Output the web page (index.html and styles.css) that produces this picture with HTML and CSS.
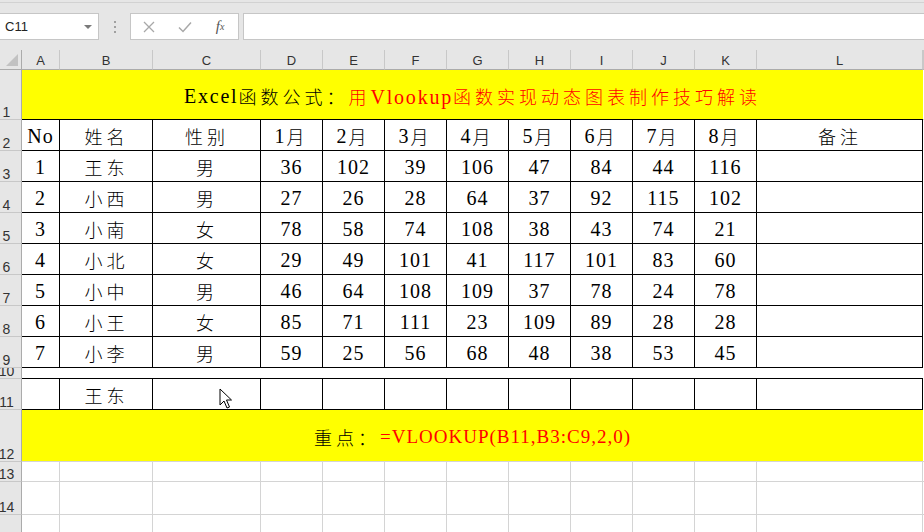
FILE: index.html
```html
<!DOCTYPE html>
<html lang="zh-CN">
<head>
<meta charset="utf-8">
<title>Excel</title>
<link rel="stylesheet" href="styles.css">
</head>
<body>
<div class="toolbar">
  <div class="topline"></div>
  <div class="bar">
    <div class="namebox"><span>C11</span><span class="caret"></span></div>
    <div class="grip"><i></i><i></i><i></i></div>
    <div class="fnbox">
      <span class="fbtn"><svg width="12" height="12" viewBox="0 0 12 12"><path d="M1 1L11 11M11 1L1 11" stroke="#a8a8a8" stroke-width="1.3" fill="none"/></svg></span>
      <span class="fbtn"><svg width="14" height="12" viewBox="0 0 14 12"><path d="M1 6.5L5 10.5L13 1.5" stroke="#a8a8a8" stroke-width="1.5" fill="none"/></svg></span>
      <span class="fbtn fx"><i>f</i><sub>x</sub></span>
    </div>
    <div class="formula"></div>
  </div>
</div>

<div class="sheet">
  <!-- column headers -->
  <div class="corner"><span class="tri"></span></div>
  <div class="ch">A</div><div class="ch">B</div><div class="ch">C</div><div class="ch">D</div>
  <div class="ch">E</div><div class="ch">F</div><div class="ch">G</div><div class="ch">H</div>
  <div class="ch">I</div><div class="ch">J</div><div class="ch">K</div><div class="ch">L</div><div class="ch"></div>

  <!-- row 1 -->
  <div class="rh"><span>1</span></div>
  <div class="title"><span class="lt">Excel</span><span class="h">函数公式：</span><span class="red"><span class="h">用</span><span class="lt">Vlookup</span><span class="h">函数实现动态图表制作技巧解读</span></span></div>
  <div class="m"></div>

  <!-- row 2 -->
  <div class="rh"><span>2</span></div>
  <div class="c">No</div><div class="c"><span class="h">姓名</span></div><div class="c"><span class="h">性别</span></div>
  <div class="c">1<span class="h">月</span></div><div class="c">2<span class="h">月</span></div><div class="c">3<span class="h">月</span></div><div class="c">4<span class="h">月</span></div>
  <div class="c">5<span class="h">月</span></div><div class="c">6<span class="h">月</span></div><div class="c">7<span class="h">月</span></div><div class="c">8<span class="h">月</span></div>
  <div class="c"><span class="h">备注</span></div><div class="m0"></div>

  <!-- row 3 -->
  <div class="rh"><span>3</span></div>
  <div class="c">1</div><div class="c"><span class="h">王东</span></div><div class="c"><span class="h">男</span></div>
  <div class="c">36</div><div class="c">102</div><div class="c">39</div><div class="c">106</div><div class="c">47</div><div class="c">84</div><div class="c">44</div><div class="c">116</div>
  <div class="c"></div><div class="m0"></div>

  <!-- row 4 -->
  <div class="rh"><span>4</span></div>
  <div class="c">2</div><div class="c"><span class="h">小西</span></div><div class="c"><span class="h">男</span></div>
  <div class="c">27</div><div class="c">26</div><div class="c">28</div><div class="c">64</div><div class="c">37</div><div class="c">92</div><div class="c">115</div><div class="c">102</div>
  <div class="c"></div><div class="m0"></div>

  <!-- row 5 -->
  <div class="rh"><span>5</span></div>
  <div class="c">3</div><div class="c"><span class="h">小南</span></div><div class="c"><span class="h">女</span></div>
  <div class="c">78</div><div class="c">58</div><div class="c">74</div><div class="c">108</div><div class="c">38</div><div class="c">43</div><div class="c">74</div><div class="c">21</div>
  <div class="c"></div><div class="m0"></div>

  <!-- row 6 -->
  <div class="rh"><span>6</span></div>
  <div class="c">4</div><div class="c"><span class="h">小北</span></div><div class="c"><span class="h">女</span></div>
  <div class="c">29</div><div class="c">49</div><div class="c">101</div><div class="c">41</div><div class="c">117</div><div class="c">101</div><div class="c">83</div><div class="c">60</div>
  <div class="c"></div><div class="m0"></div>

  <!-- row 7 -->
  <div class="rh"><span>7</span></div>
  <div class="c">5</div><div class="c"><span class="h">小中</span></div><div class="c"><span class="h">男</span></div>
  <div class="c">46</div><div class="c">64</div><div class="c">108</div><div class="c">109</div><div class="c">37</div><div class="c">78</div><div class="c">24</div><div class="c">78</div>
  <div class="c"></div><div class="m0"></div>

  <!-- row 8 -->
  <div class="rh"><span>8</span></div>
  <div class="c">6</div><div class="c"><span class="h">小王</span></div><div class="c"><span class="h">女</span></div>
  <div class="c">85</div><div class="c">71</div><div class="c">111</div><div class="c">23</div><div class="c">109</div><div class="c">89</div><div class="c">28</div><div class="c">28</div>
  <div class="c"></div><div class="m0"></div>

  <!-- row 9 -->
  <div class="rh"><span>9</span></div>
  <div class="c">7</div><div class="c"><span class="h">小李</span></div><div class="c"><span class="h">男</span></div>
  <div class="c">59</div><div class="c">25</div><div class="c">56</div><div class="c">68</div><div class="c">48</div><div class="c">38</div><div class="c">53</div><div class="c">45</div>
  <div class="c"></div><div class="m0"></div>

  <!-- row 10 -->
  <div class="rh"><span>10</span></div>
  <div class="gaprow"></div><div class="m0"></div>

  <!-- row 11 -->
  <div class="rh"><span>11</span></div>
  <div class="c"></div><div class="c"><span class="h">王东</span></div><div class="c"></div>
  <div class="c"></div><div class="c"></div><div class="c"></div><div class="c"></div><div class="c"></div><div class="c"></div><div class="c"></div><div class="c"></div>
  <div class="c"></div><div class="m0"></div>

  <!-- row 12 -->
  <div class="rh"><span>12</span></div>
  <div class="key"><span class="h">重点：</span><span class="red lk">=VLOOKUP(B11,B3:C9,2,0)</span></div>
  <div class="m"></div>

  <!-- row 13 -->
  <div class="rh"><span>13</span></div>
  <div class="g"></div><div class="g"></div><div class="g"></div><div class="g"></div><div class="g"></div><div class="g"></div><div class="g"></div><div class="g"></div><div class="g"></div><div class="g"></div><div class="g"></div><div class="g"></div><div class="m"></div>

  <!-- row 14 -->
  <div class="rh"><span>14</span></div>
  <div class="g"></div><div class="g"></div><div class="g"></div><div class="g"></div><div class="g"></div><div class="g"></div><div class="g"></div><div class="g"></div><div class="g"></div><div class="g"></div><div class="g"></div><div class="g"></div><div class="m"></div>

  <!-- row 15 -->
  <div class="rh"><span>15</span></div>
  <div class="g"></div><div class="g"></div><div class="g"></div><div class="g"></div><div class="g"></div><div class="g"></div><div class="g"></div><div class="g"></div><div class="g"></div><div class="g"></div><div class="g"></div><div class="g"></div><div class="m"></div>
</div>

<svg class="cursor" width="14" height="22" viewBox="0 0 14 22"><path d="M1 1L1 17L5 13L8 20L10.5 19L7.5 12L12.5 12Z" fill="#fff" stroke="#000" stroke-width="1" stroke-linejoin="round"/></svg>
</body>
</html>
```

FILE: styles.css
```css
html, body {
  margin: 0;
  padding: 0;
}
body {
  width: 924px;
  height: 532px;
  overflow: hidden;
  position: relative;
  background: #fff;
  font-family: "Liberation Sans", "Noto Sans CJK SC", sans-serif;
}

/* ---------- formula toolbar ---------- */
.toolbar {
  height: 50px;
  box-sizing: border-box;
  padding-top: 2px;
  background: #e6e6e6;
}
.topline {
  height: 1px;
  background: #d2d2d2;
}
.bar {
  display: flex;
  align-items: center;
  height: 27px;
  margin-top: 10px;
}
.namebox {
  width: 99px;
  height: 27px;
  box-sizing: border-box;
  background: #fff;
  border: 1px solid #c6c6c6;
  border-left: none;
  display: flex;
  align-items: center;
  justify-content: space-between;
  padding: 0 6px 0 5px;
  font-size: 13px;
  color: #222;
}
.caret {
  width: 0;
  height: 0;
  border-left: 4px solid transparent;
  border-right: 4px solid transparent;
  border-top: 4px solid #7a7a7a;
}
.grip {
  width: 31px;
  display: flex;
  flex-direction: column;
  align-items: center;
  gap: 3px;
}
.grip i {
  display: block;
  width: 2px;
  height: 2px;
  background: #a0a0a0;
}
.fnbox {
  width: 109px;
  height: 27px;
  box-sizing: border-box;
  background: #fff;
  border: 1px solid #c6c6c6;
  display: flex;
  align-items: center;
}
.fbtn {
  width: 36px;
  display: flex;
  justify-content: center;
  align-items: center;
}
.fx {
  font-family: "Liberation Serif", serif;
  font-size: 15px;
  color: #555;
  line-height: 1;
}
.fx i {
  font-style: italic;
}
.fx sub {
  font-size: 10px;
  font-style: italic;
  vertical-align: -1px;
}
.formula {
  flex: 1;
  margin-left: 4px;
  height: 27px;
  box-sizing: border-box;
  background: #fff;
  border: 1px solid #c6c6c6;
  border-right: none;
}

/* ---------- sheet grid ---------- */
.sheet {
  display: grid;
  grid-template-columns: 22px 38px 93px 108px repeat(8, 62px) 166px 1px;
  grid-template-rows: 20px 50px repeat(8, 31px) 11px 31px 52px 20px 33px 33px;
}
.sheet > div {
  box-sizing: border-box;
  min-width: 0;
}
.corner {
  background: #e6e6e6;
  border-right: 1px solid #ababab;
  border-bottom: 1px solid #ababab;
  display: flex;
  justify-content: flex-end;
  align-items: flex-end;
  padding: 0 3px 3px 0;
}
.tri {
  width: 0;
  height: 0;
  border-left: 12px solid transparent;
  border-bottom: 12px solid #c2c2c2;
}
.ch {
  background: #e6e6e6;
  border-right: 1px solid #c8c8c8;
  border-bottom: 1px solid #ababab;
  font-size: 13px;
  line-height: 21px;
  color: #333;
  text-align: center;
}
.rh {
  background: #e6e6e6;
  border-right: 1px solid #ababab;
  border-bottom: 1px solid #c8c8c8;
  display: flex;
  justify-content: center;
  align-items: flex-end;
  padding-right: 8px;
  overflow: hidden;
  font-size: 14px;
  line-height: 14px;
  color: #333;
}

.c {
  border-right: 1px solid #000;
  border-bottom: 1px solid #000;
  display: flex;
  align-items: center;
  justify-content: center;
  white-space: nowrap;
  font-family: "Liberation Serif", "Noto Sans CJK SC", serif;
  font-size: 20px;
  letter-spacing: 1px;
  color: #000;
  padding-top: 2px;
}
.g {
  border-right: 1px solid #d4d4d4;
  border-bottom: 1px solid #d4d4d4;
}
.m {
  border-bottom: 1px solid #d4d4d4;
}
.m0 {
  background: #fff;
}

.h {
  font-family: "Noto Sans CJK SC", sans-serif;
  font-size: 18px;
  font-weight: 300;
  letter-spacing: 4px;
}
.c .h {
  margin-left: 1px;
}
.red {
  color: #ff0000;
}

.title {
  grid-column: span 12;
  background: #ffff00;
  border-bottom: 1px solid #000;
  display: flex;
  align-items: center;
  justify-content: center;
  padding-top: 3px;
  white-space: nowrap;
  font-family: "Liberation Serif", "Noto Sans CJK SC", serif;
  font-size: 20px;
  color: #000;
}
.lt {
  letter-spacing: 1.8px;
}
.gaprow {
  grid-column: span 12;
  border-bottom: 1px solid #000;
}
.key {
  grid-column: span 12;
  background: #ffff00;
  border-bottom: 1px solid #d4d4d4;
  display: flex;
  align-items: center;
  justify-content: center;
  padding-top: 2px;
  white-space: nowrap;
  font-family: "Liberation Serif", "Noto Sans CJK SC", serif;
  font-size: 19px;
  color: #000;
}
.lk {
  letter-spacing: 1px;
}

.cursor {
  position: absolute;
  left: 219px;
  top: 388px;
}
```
...
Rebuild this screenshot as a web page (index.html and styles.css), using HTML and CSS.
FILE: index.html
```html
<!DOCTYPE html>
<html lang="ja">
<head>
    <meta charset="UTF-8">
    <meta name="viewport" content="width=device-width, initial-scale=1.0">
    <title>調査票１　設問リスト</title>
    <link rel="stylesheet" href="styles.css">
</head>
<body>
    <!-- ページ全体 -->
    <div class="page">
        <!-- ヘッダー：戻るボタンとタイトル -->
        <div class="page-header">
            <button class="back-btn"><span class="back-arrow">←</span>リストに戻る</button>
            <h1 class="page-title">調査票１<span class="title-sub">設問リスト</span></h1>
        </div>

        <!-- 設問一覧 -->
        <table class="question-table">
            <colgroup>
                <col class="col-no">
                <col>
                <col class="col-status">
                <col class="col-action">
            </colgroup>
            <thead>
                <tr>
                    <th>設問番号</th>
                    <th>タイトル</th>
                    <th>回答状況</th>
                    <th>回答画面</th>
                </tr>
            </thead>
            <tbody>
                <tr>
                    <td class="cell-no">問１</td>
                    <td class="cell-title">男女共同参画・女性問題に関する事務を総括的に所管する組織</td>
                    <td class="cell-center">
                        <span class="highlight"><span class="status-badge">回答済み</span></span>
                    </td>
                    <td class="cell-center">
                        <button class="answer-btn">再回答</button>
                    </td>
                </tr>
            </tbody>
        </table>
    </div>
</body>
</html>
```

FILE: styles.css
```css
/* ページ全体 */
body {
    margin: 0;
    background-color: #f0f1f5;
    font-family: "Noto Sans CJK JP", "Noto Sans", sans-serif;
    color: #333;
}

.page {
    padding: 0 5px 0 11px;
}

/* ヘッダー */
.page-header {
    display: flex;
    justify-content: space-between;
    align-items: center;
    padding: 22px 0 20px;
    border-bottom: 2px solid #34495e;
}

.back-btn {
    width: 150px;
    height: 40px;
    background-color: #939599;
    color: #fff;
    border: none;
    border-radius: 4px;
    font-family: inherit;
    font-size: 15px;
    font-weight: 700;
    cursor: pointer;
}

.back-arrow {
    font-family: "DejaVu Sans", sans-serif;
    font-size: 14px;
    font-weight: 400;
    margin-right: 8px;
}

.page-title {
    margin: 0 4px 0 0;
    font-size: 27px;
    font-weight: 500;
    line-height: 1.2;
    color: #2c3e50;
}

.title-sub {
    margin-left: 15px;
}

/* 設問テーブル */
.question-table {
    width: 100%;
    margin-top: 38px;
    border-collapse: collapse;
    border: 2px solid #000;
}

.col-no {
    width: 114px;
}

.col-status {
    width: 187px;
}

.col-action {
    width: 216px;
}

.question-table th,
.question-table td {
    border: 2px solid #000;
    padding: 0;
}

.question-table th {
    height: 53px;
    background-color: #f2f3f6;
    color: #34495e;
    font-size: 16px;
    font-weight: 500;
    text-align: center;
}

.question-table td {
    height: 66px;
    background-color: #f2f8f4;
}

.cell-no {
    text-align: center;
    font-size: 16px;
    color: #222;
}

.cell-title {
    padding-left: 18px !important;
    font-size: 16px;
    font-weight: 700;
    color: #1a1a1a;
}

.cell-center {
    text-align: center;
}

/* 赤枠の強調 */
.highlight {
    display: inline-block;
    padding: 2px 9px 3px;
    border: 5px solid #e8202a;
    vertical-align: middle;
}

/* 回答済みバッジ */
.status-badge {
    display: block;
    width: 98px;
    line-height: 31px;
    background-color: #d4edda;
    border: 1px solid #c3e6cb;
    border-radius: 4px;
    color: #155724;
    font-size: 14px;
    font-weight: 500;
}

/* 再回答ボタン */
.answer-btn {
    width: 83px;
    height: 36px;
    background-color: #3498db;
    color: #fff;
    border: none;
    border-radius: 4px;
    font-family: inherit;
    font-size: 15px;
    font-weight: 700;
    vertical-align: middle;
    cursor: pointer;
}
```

> YOUR GOAL
Return every line from the records above that holds the word "this".

> EXERCISE RESULT
Output the web page (index.html and styles.css) that produces this picture with HTML and CSS.
Rebuild this screenshot as a web page (index.html and styles.css), using HTML and CSS.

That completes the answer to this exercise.